G. Which of the above interactions with ChatGPT provided useful input to you, which did not?
Exercise #07-02: ACINN meteorological data#
This exercise will give you a glimpse of working with pandas. Pandas can be a rather powerful tool with many more functionalities, just have a look at the documentation.
We are going to analyze a dataset downloaded from the ACINN department database. The one-month long dataset is from the automatic weather station TAWES UIBK. Here you can find a description of the variable names.
You can access the dataset at the URL shown below. Data downloaded from the department database are formatted as csv files, which we can read in easily using pandas. You may want to read the documentation of read_csv to see what all the arguments do.
from urllib.request import Request, urlopen
from io import BytesIO
import pandas as pd
url = 'https://raw.githubusercontent.com/manuelalehner/scientific_programming/master/data/data_Ibk_Oct2025.csv'
# Parse the given url
req = urlopen(Request(url)).read()
# Read the data
data = pd.read_csv(BytesIO(req), sep=';', header=1, index_col=0, parse_dates=True)
The data are read into a so-called DataFrame, which can be very useful for time series analysis, e.g., from weather stations. Let’s explore this DataFrame somewhat to get you started.
data.columns # list all the column headers
Index(['tl', 'tl2', 'ts', 'tb1', 'tb2', 'tb3', 'tp', 'rf', 'rf2', 'rr', 'rrm',
'p', 'som', 'glom', 'ffamm', 'ffm', 'ddm', 'ffxm', 'ddxm'],
dtype='object')
data['som'] # access the data column 'som' (sunshine duration)
rawdate
2025-10-01 00:00:00 0.0
2025-10-01 00:01:00 0.0
2025-10-01 00:02:00 0.0
2025-10-01 00:03:00 0.0
2025-10-01 00:04:00 0.0
...
2025-10-31 23:55:00 0.0
2025-10-31 23:56:00 0.0
2025-10-31 23:57:00 0.0
2025-10-31 23:58:00 0.0
2025-10-31 23:59:00 0.0
Name: som, Length: 44621, dtype: float64
data.index # access the datetime index
DatetimeIndex(['2025-10-01 00:00:00', '2025-10-01 00:01:00',
'2025-10-01 00:02:00', '2025-10-01 00:03:00',
'2025-10-01 00:04:00', '2025-10-01 00:05:00',
'2025-10-01 00:06:00', '2025-10-01 00:07:00',
'2025-10-01 00:08:00', '2025-10-01 00:09:00',
...
'2025-10-31 23:50:00', '2025-10-31 23:51:00',
'2025-10-31 23:52:00', '2025-10-31 23:53:00',
'2025-10-31 23:54:00', '2025-10-31 23:55:00',
'2025-10-31 23:56:00', '2025-10-31 23:57:00',
'2025-10-31 23:58:00', '2025-10-31 23:59:00'],
dtype='datetime64[ns]', name='rawdate', length=44621, freq=None)

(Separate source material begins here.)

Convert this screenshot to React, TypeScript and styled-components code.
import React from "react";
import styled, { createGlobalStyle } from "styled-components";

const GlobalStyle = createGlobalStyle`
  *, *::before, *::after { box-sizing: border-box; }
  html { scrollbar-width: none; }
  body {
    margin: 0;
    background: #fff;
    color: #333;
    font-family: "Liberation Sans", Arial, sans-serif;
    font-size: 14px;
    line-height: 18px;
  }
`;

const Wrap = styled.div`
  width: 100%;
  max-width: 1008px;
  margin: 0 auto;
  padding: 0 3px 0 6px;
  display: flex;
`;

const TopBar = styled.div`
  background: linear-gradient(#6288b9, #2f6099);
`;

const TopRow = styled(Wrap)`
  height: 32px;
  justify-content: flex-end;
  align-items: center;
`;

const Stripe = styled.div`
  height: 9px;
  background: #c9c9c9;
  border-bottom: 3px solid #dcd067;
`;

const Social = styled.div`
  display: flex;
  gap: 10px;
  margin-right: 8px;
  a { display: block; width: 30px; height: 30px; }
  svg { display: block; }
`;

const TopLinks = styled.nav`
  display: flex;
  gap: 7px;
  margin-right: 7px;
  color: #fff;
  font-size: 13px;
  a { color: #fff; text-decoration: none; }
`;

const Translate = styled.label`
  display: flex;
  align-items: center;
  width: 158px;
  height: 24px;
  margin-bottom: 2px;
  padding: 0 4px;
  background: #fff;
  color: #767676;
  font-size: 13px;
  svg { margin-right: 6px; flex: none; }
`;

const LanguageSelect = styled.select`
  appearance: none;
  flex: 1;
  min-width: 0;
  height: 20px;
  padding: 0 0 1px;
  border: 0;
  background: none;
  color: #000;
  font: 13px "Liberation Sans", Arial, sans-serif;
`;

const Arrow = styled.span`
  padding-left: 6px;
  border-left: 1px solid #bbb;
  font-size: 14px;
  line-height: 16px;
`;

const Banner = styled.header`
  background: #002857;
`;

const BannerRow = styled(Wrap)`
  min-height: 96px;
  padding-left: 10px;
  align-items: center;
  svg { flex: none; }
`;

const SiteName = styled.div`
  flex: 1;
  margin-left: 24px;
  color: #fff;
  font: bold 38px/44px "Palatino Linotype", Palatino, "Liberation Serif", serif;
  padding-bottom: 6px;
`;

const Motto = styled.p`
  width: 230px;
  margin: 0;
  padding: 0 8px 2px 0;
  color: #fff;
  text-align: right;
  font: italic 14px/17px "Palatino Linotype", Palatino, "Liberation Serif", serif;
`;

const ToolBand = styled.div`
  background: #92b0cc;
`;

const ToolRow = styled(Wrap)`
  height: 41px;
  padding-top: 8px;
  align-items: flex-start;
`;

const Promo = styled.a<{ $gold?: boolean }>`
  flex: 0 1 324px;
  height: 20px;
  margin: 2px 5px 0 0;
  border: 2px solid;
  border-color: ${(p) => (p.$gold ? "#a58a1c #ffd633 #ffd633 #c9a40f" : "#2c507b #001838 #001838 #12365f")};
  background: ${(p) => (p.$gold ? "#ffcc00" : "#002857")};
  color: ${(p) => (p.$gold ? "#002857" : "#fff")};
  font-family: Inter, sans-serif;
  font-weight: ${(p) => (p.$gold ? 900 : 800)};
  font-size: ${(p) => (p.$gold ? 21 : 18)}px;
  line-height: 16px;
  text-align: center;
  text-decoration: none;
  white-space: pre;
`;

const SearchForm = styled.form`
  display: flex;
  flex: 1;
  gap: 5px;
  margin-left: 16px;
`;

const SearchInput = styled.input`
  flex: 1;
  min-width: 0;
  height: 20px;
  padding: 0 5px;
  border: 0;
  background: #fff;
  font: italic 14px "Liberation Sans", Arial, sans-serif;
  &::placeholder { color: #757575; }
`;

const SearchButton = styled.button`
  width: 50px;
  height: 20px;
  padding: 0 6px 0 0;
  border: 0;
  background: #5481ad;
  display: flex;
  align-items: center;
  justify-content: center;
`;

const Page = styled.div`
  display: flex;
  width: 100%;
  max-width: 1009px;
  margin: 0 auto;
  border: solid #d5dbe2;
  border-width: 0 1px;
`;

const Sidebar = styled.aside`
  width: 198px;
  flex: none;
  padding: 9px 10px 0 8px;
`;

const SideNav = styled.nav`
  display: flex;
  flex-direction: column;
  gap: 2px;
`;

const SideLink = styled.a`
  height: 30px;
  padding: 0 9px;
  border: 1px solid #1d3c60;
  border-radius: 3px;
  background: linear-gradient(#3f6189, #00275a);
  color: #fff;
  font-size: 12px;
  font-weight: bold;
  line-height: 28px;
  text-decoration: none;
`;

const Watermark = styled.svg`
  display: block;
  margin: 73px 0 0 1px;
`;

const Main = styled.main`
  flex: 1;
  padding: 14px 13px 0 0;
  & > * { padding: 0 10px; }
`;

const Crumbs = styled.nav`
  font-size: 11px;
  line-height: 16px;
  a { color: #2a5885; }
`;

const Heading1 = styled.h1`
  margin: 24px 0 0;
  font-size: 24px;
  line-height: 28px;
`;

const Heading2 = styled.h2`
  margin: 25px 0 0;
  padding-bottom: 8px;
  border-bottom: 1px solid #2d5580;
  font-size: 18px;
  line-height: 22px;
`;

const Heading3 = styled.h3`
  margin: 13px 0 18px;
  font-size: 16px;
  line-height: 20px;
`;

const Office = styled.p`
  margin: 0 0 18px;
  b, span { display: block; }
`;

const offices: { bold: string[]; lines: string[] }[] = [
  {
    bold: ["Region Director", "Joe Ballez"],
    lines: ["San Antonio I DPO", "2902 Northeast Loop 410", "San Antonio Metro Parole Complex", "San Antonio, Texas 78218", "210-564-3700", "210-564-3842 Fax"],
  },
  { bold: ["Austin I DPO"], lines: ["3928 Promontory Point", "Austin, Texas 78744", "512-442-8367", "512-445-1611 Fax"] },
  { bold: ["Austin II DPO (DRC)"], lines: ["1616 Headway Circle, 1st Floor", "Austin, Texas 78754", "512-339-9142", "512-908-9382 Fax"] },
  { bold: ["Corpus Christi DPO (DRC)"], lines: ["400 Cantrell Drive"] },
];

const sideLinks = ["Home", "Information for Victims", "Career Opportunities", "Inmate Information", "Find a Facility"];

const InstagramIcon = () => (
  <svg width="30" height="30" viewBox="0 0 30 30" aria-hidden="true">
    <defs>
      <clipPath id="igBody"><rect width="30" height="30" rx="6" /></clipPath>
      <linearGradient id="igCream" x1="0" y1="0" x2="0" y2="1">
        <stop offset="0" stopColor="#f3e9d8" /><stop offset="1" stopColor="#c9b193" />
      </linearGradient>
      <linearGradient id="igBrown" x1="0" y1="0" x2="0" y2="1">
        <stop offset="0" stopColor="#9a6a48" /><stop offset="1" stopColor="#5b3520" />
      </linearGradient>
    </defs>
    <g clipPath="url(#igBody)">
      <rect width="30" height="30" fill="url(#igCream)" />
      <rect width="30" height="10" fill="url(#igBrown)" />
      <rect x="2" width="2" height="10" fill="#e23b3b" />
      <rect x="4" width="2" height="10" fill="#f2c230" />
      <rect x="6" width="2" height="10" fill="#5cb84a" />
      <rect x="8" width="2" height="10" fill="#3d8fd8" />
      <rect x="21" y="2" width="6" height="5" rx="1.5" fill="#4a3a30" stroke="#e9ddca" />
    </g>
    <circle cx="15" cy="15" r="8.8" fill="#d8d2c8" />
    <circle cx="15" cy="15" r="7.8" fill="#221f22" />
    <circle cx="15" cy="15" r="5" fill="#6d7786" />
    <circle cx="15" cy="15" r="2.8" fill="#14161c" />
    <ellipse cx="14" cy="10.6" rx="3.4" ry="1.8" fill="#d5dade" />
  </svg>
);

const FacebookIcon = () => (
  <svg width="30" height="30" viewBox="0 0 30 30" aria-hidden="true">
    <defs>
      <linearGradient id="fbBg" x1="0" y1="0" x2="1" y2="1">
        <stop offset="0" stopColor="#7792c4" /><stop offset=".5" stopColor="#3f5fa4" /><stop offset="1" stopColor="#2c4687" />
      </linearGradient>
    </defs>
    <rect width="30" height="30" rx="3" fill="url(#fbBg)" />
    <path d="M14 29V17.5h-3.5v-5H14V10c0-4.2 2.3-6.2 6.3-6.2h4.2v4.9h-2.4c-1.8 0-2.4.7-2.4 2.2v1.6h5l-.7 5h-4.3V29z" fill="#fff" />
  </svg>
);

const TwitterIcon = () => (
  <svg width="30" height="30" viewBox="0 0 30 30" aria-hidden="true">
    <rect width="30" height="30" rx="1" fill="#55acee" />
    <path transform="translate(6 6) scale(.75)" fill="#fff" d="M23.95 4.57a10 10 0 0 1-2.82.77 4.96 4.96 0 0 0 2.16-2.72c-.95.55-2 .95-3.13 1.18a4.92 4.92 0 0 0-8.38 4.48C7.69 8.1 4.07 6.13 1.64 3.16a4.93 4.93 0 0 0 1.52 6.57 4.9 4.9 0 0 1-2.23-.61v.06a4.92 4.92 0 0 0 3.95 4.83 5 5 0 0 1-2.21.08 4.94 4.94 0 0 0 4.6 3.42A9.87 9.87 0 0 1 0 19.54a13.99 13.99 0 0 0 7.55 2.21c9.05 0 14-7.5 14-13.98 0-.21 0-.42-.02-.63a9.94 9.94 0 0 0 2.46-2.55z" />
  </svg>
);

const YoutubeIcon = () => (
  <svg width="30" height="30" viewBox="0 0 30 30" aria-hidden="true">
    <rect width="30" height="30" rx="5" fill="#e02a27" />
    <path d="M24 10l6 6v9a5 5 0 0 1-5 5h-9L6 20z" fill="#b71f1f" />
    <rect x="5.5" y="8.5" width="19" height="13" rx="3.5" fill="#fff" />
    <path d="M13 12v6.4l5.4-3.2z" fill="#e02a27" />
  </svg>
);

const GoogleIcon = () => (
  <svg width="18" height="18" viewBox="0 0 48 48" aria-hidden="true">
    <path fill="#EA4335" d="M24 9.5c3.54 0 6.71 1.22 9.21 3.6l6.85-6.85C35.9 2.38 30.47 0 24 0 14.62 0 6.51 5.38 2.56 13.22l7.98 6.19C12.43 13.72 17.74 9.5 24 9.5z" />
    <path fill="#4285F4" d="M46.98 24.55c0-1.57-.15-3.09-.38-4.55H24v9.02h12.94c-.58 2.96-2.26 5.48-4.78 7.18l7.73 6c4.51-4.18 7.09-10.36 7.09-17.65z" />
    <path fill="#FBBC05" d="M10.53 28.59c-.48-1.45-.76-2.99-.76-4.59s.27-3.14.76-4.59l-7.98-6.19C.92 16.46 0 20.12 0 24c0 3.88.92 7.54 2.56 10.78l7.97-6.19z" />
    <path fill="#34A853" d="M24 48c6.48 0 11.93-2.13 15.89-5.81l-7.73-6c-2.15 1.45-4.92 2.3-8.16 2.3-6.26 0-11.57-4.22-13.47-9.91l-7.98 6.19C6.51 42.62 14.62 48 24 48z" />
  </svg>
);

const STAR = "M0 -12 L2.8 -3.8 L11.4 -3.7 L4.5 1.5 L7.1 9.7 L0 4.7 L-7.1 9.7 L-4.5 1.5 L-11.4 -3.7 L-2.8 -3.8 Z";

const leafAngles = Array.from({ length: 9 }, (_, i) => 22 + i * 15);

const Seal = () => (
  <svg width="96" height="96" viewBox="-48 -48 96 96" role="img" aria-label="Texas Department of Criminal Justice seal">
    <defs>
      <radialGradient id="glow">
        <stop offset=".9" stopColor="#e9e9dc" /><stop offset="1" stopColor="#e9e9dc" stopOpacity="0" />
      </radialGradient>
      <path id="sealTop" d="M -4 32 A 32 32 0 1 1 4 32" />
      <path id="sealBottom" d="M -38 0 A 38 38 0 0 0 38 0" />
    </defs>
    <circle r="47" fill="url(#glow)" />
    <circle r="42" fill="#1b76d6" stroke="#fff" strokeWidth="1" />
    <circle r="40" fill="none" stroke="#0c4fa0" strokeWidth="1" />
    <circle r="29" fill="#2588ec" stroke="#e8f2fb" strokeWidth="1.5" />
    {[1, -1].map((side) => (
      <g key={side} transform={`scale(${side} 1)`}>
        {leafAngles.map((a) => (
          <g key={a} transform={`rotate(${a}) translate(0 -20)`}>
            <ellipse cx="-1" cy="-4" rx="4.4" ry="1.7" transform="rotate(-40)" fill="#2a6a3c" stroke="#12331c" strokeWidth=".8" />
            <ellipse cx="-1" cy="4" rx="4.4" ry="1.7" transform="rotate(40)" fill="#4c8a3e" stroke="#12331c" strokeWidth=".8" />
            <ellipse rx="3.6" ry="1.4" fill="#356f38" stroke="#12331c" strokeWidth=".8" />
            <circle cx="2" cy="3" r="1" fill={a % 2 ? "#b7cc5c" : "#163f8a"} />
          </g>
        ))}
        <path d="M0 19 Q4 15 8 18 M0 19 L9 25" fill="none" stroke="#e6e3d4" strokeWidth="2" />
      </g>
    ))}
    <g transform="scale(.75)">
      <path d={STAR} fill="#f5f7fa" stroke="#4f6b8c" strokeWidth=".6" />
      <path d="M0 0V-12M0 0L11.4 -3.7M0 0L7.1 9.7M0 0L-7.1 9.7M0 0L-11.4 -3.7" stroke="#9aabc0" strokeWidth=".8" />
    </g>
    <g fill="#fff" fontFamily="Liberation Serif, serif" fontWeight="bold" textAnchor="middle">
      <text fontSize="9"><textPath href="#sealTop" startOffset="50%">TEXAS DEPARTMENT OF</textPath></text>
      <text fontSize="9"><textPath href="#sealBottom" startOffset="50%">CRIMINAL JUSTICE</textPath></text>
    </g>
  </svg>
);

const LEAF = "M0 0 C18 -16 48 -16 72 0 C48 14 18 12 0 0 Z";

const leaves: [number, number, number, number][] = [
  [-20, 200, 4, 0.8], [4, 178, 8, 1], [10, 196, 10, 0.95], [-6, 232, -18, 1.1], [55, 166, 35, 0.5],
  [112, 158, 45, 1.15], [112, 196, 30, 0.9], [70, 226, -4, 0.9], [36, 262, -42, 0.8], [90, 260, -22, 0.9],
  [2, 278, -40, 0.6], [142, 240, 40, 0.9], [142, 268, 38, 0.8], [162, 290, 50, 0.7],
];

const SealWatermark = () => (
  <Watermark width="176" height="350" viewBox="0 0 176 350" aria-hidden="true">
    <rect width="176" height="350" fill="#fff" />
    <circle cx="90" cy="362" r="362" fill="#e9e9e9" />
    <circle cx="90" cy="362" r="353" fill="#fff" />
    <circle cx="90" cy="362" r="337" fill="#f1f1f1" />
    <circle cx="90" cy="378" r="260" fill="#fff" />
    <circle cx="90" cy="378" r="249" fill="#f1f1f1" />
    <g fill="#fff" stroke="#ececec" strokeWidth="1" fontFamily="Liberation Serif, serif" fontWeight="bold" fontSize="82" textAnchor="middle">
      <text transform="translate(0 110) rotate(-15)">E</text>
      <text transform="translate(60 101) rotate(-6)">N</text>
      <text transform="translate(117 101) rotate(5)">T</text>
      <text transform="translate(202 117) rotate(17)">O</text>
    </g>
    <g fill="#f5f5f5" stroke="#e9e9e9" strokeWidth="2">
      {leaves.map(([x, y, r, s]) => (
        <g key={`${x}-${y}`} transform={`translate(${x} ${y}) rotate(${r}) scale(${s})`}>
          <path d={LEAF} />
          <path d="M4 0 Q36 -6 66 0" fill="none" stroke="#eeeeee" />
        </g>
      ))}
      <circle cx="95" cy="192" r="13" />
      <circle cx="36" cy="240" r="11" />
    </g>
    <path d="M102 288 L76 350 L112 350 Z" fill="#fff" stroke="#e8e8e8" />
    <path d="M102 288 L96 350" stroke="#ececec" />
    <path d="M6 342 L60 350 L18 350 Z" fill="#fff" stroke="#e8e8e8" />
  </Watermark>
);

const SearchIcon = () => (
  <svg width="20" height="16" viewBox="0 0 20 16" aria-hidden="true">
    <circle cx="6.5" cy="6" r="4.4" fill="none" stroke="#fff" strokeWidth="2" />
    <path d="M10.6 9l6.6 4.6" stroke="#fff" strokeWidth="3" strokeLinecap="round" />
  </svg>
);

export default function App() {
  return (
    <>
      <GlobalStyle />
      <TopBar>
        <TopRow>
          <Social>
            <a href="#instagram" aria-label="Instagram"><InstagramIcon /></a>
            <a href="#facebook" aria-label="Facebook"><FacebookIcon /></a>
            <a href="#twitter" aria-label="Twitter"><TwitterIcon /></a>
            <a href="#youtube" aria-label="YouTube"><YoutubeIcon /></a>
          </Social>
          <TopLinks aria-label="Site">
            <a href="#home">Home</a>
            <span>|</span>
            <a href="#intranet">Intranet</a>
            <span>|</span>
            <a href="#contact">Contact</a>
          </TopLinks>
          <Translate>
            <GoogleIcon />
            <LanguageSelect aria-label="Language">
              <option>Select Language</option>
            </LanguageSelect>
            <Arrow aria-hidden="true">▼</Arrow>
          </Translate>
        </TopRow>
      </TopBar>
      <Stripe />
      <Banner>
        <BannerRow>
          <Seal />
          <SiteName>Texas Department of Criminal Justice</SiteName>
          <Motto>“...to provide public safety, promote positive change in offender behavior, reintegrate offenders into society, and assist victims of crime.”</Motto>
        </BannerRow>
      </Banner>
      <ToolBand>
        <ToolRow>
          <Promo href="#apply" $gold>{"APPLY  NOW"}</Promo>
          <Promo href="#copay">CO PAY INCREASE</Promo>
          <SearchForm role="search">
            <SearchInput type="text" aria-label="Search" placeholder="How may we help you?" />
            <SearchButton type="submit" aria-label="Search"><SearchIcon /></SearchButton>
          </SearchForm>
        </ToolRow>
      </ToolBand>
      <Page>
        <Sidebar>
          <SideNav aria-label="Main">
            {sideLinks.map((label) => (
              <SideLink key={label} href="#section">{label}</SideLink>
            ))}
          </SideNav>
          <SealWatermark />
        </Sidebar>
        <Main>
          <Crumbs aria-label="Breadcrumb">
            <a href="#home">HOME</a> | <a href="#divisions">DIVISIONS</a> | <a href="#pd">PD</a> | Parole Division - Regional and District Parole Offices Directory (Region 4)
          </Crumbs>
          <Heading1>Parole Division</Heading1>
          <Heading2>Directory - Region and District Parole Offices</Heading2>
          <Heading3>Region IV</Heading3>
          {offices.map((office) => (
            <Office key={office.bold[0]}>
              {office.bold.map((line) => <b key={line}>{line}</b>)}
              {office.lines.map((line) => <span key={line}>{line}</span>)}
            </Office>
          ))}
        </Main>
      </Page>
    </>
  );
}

Write a script that allows the user to provide the variable (e.g., air temperature, wind speed, …) as a command-line argument and that prints the following information in the terminal. This time use the argparse package to parse the command-line arguments.
If the variable is wind direction:
The dominant wind direction was {XX} ({XX}% of the time). The least dominant wind direction was {XX} ({XX}% of the time).
If it is any other variable:
The maximum {VARIABLE} was {XX} {UNITS} ({DATE/TIME}), while the strongest {VARIABLE} averaged over an hour was {XX} {UNITS} ({DATE/TIME}).")
Hint 1: You can use either NumPy to determine, for example, the maximum values or you can work directly with the DataFrame. (e.g., calculating the maximum). To convert a column of the DataFrame to a NumPy array, you can use
temp = data['som'].to_numpy()
Hint 2: Calculating time averages is easy using the pandas resample method.
Hint 3: For wind direction, use the following eight wind direction classes: N, NW, W, SW, S, SE, E, NE.
Hint 4: To output the datetime index in a specific format, you can use the strftime method.